Tomorrow, the Governor is expected to sign a budget that has the unenviable task of closing an $8 billion near-general fund deficit, likely the largest shortfall in state history.*

How did we get to $8 billion? The graph below divides the deficit by 1) the shortfall that was anticipated in June 2008, 2) the increase in cost estimates since June 2008, and 3) the decrease in revenue expectations since June 2008.

About one quarter of the $8 billion deficit was already anticipated in June 2008, after the Governor signed the supplemental budget. In 2007 and 2008, the Legislature maintained long-term investments in key public priorities, but failed to enact revenue solutions that would ensure funding beyond that biennium. As a result, after passing the 2008 supplemental budget, state forecasters estimated there would be a nearly $2 billion deficit by the end of fiscal year 2011.

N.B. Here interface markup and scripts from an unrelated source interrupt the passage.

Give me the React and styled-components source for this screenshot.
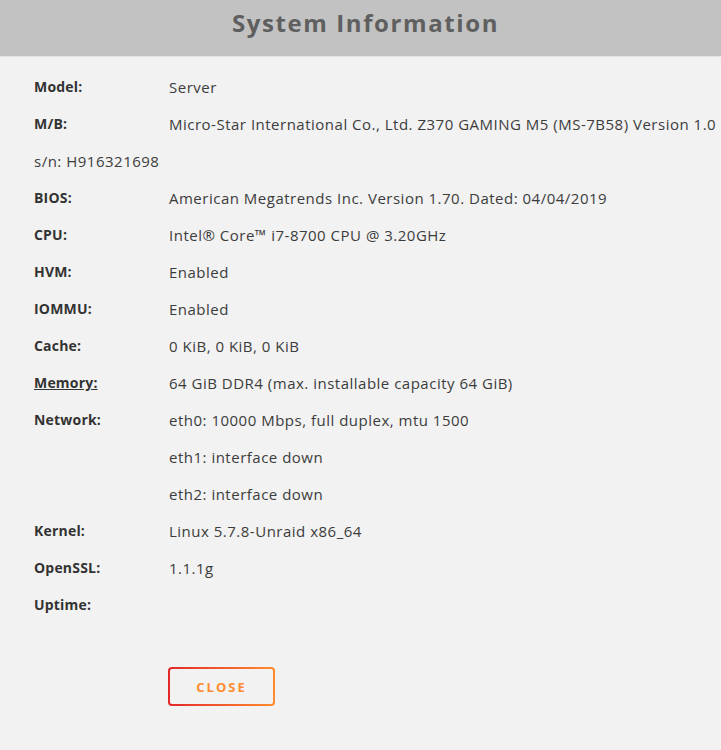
import styled, { createGlobalStyle } from "styled-components";

const GlobalStyle = createGlobalStyle`
  body {
    margin: 0;
    background: #f2f2f2;
    font-family: "Open Sans", "Liberation Sans", sans-serif;
  }
`;

const Page = styled.div`
  width: 721px;
  min-height: 750px;
  background: #f2f2f2;
  overflow: hidden;
`;

const Header = styled.div`
  height: 57px;
  box-sizing: border-box;
  background: #c2c2c2;
  border-bottom: 1px solid #e4e4e4;
  display: flex;
  align-items: center;
  justify-content: center;
  padding: 0 0 12px 10px;
`;

const Title = styled.h1`
  margin: 0;
  font-size: 24px;
  font-weight: 700;
  letter-spacing: 1.6px;
  color: #5f5f5f;
`;

const Body = styled.div`
  padding: 11px 0 0 34px;
`;

const Row = styled.div`
  display: grid;
  grid-template-columns: 135px 1fr;
  align-items: center;
  min-height: 37px;
  color: #333;
  white-space: nowrap;
`;

const Label = styled.span`
  font-size: 14px;
  font-weight: 700;
  letter-spacing: 0.2px;
  text-decoration: ${(p) => (p.$link ? "underline" : "none")};
`;

const Value = styled.span`
  font-size: 15px;
  letter-spacing: 0.5px;
  color: #3c3c3c;
`;

const Plain = styled.div`
  min-height: 37px;
  display: flex;
  align-items: center;
  font-size: 15px;
  letter-spacing: 0.5px;
  color: #3c3c3c;
`;

const Footer = styled.div`
  padding: 44px 0 0 134px;
`;

const CloseButton = styled.button`
  width: 107px;
  height: 39px;
  border: 2px solid transparent;
  border-radius: 4px;
  background:
    linear-gradient(#f2f2f2, #f2f2f2) padding-box,
    linear-gradient(90deg, #e22828, #ff8c2f) border-box;
  color: #ff8c2f;
  font-family: "Open Sans", "Liberation Sans", sans-serif;
  font-size: 13px;
  font-weight: 700;
  letter-spacing: 2px;
  text-transform: uppercase;
  cursor: pointer;
`;

const rows = [
  ["Model:", "Server"],
  ["M/B:", "Micro-Star International Co., Ltd. Z370 GAMING M5 (MS-7B58) Version 1.0"],
];

const rows2 = [
  ["BIOS:", "American Megatrends Inc. Version 1.70. Dated: 04/04/2019"],
  ["CPU:", "Intel® Core™ i7-8700 CPU @ 3.20GHz"],
  ["HVM:", "Enabled"],
  ["IOMMU:", "Enabled"],
  ["Cache:", "0 KiB, 0 KiB, 0 KiB"],
];

const network = [
  "eth0: 10000 Mbps, full duplex, mtu 1500",
  "eth1: interface down",
  "eth2: interface down",
];

const App = () => {
  return (
    <Page>
      <GlobalStyle />
      <Header>
        <Title>System Information</Title>
      </Header>
      <Body>
        {rows.map(([k, v]) => (
          <Row key={k}>
            <Label>{k}</Label>
            <Value>{v}</Value>
          </Row>
        ))}
        <Plain>s/n: H916321698</Plain>
        {rows2.map(([k, v]) => (
          <Row key={k}>
            <Label>{k}</Label>
            <Value>{v}</Value>
          </Row>
        ))}
        <Row>
          <Label $link>Memory:</Label>
          <Value>64 GiB DDR4 (max. installable capacity 64 GiB)</Value>
        </Row>
        {network.map((n, i) => (
          <Row key={n}>
            <Label>{i === 0 ? "Network:" : ""}</Label>
            <Value>{n}</Value>
          </Row>
        ))}
        <Row>
          <Label>Kernel:</Label>
          <Value>Linux 5.7.8-Unraid x86_64</Value>
        </Row>
        <Row>
          <Label>OpenSSL:</Label>
          <Value>1.1.1g</Value>
        </Row>
        <Row>
          <Label>Uptime:</Label>
          <Value></Value>
        </Row>
        <Footer>
          <CloseButton>Close</CloseButton>
        </Footer>
      </Body>
    </Page>
  );
};

export default App;
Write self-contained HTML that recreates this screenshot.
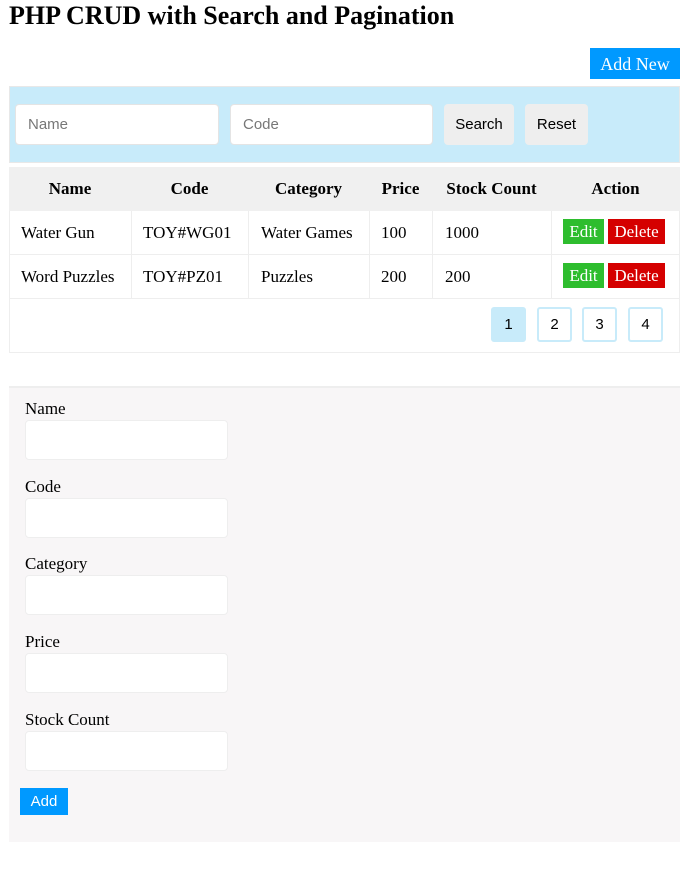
<!DOCTYPE html>
<html><head><meta charset="utf-8"><style>
*{box-sizing:border-box;margin:0;padding:0}
body{width:700px;height:882px;background:#fff;position:relative;font-family:"Liberation Serif",serif;color:#000;overflow:hidden}
.a{position:absolute}
h1{position:absolute;left:9px;top:1px;font-size:26px;font-weight:bold;white-space:nowrap}
.addnew{left:590px;top:48px;width:90px;height:31px;background:#0099ff;color:#fff;font-size:18px;text-align:center;line-height:32px}
.search{left:9px;top:86px;width:671px;height:77px;background:#c8ebfa;border:1px solid #e8e8e8}
.inp{background:#fff;border:1px solid #e4e4e4;border-radius:4px;font-family:"Liberation Sans",sans-serif;font-size:15px;color:#777;padding-left:12px;line-height:40px}
.btn{background:#eee;border-radius:4px;font-family:"Liberation Sans",sans-serif;font-size:15px;text-align:center;line-height:42px}
.tbl{left:9px;top:167px;width:671px;height:186px;border:1px solid #eee}
.hdr{left:9px;top:167px;width:671px;height:44px;background:#f0f0f0}
.th{font-weight:bold;font-size:17px;top:179px;text-align:center}
.td{font-size:17px;white-space:nowrap}
.hl{left:9px;width:671px;height:1px;background:#eee}
.vl{width:1px;background:#eee;top:211px;height:88px}
.edit{background:#2ebd2e;color:#fff;font-size:17px;text-align:center;line-height:25px;width:41px;height:25px}
.del{background:#d50000;color:#fff;font-size:17px;text-align:center;line-height:25px;width:57px;height:25px}
.pg{width:35px;height:35px;border:2px solid #c8ebfa;border-radius:3px;font-family:"Liberation Sans",sans-serif;font-size:15px;text-align:center;line-height:32px;top:307px}
.form{left:9px;top:386px;width:671px;height:456px;background:#f8f6f7;border-top:2px solid #eee}
.lbl{left:25px;font-size:17px}
.fi{left:25px;width:203px;height:40px;background:#fff;border:1px solid #eee;border-radius:4px}
</style></head><body>
<h1>PHP CRUD with Search and Pagination</h1>
<div class="a addnew">Add New</div>
<div class="a search"></div>
<div class="a inp" style="left:15px;top:104px;width:204px;height:41px">Name</div>
<div class="a inp" style="left:230px;top:104px;width:203px;height:41px">Code</div>
<div class="a btn" style="left:444px;top:104px;width:70px;height:41px">Search</div>
<div class="a btn" style="left:525px;top:104px;width:63px;height:41px">Reset</div>

<div class="a tbl"></div>
<div class="a hdr"></div>
<div class="a th" style="left:9px;width:122px">Name</div>
<div class="a th" style="left:131px;width:117px">Code</div>
<div class="a th" style="left:248px;width:121px">Category</div>
<div class="a th" style="left:369px;width:63px">Price</div>
<div class="a th" style="left:432px;width:119px">Stock Count</div>
<div class="a th" style="left:551px;width:129px">Action</div>
<div class="a hl" style="top:254px"></div>
<div class="a hl" style="top:298px"></div>
<div class="a vl" style="left:131px"></div>
<div class="a vl" style="left:248px"></div>
<div class="a vl" style="left:369px"></div>
<div class="a vl" style="left:432px"></div>
<div class="a vl" style="left:551px"></div>

<div class="a td" style="left:21px;top:223px">Water Gun</div>
<div class="a td" style="left:143px;top:223px">TOY#WG01</div>
<div class="a td" style="left:261px;top:223px">Water Games</div>
<div class="a td" style="left:381px;top:223px">100</div>
<div class="a td" style="left:445px;top:223px">1000</div>
<div class="a edit" style="left:563px;top:219px">Edit</div>
<div class="a del" style="left:608px;top:219px">Delete</div>

<div class="a td" style="left:21px;top:267px">Word Puzzles</div>
<div class="a td" style="left:143px;top:267px">TOY#PZ01</div>
<div class="a td" style="left:261px;top:267px">Puzzles</div>
<div class="a td" style="left:381px;top:267px">200</div>
<div class="a td" style="left:445px;top:267px">200</div>
<div class="a edit" style="left:563px;top:263px">Edit</div>
<div class="a del" style="left:608px;top:263px">Delete</div>

<div class="a pg" style="left:491px;background:#c8ebfa">1</div>
<div class="a pg" style="left:537px">2</div>
<div class="a pg" style="left:582px">3</div>
<div class="a pg" style="left:628px">4</div>

<div class="a form"></div>
<div class="a lbl" style="top:399px">Name</div>
<div class="a fi" style="top:420px"></div>
<div class="a lbl" style="top:477px">Code</div>
<div class="a fi" style="top:498px"></div>
<div class="a lbl" style="top:554px">Category</div>
<div class="a fi" style="top:575px"></div>
<div class="a lbl" style="top:632px">Price</div>
<div class="a fi" style="top:653px"></div>
<div class="a lbl" style="top:710px">Stock Count</div>
<div class="a fi" style="top:731px"></div>
<div class="a" style="left:20px;top:788px;width:48px;height:27px;background:#0099ff;color:#fff;font-family:'Liberation Sans',sans-serif;font-size:15px;text-align:center;line-height:27px">Add</div>
</body></html>
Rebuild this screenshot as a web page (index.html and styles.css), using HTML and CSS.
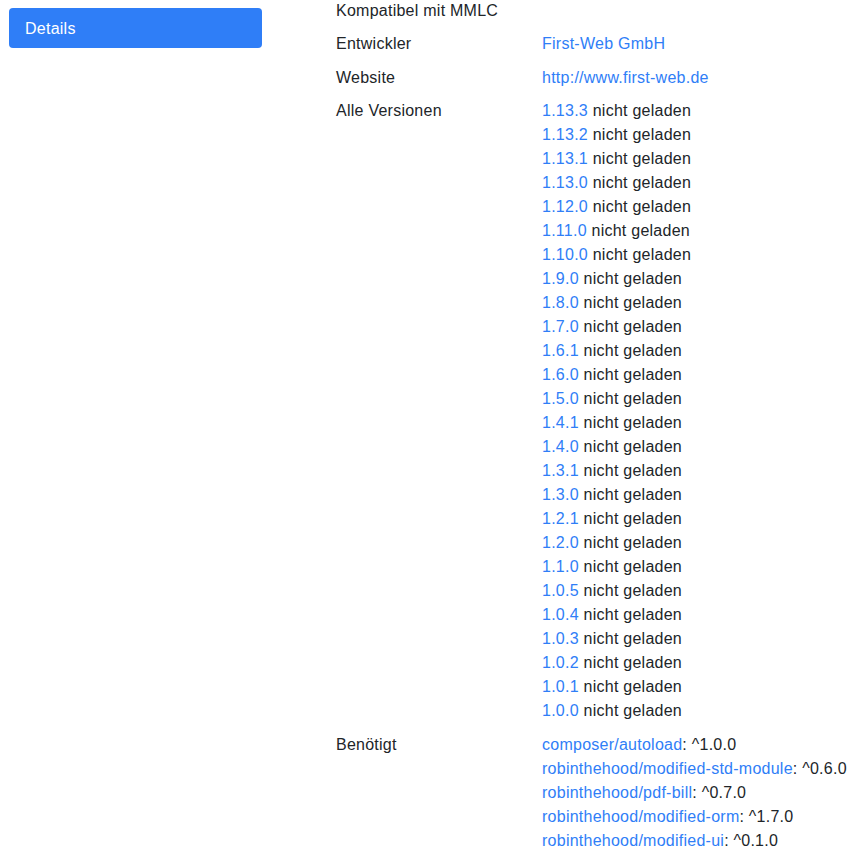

While the forecasters expected a weak economy, they were not prepared for the economic crises that hit last fall. As the economy plummeted, the state’s deficit forecasts quadrupled.

Here’s why: a suffering economy takes a toll on the state budget both in terms of costs and revenue. On the cost side, the recession increased the need for public supports that provide economic and health security. In total, between June 2008 and March 2009 the estimated price tag of continuing current commitments rose by roughly $600 million.**

But the biggest problem for the state budget comes from the loss of revenue. Between June 2008 and March 2009, the official state revenue projection fell by $5.5 billion, an eight percent reduction. The largest component was a $2.9 billion decrease in expected sales tax revenue because of a sharp decline in retail sales. In addition, the housing crisis took its toll; revenue from the real estate excise tax fell by 25 percent from what was expected in June.

So that’s how we got to $8 billion. Tomorrow we’ll discuss what this year’s budget writers did (and didn’t do) to close the gap.

* Often, projections of budget deficits use estimates of additional policy costs that are not generally included in the maintenance budget. For this analysis, we are only including the stricter definition of the maintenance budget, which results in a more conservative estimate of the deficit.
** $600 million is a rough estimate based on unofficial Senate Ways and Means projections from Summer 2008.